* **Set exercise**:
Please count the lines in the listing below where the word "page" appears. Give the number only.
◆ ◆ ◆
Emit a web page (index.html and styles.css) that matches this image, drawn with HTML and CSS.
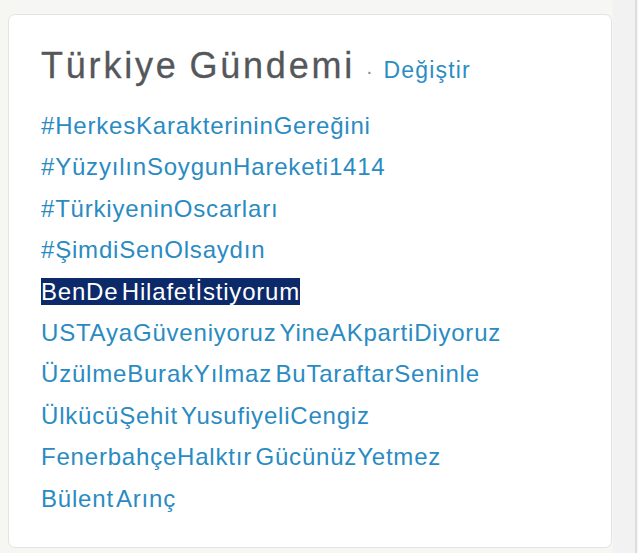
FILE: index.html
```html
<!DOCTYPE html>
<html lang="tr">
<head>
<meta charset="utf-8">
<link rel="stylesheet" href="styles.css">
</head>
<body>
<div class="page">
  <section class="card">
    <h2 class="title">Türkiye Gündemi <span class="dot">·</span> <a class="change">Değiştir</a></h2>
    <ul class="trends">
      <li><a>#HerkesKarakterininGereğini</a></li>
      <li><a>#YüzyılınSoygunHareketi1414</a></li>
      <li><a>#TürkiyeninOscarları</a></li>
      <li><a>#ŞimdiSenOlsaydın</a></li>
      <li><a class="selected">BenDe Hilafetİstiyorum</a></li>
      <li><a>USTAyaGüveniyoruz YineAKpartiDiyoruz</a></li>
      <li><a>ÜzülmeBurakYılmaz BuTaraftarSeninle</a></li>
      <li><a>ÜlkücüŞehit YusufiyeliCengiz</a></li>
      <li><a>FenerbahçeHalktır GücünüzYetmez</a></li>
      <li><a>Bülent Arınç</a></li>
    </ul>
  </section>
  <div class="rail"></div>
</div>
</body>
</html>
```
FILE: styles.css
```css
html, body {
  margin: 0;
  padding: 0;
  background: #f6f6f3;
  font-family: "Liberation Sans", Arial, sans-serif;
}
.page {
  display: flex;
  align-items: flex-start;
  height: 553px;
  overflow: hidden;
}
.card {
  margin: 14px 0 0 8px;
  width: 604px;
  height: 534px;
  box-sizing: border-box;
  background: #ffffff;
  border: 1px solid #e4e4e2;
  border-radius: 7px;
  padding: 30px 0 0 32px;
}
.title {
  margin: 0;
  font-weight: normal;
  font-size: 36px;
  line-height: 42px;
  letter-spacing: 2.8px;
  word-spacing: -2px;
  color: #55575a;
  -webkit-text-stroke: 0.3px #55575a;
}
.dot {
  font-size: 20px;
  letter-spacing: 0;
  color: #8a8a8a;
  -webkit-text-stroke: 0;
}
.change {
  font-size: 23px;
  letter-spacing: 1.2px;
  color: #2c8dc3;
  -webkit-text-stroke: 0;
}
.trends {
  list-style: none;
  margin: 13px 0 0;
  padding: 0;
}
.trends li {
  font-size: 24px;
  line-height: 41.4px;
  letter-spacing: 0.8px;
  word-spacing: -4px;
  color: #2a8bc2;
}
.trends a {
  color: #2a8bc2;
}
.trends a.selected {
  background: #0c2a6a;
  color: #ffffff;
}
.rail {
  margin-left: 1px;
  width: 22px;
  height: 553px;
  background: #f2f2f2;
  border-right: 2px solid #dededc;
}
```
◆ ◆ ◆
* **Final answer**:
3